**Problem**
Look for the string "React" in every line, and copy each line that has it.

****

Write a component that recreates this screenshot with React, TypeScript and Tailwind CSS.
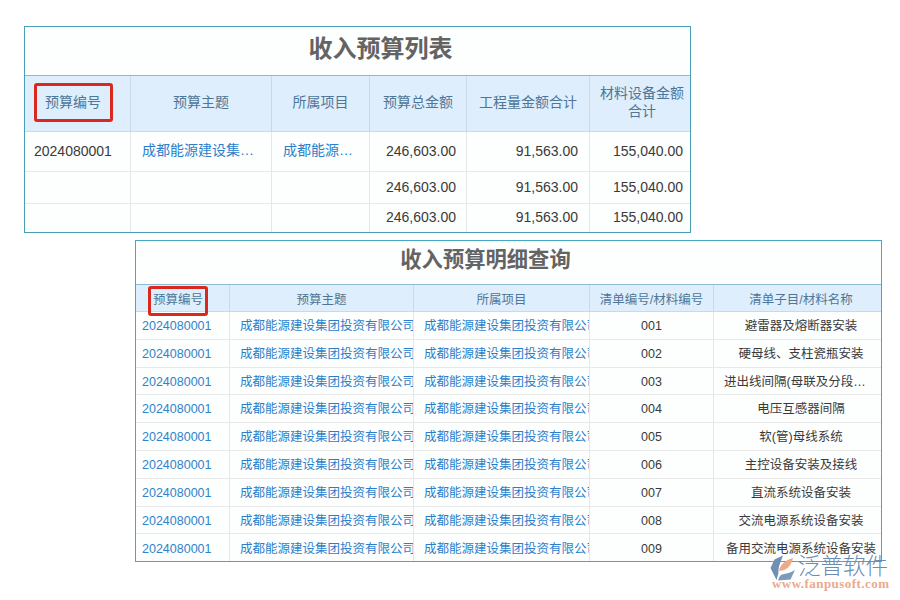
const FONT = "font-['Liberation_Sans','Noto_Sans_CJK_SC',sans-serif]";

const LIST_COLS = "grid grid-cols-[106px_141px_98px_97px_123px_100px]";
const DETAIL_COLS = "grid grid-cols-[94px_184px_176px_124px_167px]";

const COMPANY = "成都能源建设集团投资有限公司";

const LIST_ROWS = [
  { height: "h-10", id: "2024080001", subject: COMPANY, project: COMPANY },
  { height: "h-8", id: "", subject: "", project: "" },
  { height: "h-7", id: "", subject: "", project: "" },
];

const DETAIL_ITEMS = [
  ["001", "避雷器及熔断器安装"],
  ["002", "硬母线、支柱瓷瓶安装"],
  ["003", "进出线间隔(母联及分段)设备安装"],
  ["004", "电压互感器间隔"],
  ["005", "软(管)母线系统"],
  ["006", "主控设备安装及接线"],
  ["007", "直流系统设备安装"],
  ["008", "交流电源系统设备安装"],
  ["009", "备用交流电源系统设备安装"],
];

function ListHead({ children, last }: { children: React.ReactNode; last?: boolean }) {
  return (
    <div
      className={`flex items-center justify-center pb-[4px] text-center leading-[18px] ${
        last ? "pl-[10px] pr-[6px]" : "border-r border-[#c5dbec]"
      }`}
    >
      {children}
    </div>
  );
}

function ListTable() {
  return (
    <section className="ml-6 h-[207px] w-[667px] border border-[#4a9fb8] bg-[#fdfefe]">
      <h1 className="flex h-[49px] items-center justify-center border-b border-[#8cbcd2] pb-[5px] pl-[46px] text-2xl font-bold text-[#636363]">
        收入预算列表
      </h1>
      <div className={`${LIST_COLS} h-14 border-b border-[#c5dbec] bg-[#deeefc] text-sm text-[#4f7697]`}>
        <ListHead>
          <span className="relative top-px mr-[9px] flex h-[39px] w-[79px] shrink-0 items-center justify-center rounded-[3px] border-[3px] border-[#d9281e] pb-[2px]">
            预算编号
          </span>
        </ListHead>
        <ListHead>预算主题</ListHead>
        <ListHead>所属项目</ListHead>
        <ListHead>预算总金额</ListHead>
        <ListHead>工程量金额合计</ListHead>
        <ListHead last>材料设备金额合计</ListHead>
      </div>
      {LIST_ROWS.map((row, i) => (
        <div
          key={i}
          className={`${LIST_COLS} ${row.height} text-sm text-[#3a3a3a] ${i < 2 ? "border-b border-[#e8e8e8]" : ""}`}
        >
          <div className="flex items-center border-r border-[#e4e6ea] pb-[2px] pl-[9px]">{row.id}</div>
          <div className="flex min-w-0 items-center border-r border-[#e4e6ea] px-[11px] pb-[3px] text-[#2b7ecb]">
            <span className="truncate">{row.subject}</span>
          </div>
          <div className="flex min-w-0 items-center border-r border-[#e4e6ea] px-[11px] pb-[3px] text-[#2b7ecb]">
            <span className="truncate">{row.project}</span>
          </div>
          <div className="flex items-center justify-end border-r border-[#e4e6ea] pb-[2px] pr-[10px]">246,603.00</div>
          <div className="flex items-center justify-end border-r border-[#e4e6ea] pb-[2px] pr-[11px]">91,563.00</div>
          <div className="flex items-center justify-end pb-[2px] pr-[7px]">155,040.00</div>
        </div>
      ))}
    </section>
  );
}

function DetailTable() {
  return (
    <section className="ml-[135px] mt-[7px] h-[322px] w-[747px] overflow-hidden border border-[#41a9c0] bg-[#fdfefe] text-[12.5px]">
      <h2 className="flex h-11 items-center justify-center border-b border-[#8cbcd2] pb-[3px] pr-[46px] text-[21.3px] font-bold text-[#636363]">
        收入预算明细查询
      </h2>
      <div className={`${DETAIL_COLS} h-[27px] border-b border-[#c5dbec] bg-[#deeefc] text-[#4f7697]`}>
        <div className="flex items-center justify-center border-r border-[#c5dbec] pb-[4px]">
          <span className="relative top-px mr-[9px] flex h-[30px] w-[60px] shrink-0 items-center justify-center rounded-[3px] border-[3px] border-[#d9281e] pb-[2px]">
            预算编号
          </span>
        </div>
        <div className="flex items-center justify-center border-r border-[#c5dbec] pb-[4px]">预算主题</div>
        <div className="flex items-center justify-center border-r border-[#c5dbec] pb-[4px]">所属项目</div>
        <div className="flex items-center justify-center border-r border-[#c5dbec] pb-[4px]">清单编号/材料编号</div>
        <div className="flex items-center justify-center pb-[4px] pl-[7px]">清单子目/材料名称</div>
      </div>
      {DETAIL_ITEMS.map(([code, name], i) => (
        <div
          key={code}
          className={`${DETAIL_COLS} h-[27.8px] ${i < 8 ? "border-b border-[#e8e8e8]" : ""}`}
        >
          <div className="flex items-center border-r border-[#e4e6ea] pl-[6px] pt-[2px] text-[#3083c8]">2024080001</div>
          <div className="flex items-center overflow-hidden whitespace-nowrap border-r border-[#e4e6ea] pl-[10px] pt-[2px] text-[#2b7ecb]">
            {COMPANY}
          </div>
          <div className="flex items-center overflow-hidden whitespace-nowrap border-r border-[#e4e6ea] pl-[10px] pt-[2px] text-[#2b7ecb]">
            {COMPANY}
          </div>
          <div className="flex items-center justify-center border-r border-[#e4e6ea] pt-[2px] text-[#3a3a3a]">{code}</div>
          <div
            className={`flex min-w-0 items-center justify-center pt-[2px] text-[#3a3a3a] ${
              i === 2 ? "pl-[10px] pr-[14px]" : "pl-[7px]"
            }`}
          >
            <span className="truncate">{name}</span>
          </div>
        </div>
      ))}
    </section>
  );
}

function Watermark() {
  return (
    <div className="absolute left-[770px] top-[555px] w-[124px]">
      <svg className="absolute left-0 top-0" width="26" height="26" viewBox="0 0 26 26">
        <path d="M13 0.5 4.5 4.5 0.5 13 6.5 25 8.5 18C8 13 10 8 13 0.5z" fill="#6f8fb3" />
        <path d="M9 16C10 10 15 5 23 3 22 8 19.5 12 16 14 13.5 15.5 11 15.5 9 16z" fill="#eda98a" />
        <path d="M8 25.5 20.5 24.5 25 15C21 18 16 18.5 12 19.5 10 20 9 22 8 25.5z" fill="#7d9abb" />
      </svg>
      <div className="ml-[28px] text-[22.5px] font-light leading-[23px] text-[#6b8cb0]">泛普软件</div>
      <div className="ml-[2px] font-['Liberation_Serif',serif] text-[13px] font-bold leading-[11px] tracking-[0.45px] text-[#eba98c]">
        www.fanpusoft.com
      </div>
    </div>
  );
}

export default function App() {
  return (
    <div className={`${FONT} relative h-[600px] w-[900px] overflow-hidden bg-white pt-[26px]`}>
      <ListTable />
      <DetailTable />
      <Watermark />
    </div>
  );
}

****

**Answer to the problem**
Write a component that recreates this screenshot with React, TypeScript and Tailwind CSS.
function ListHead({ children, last }: { children: React.ReactNode; last?: boolean }) {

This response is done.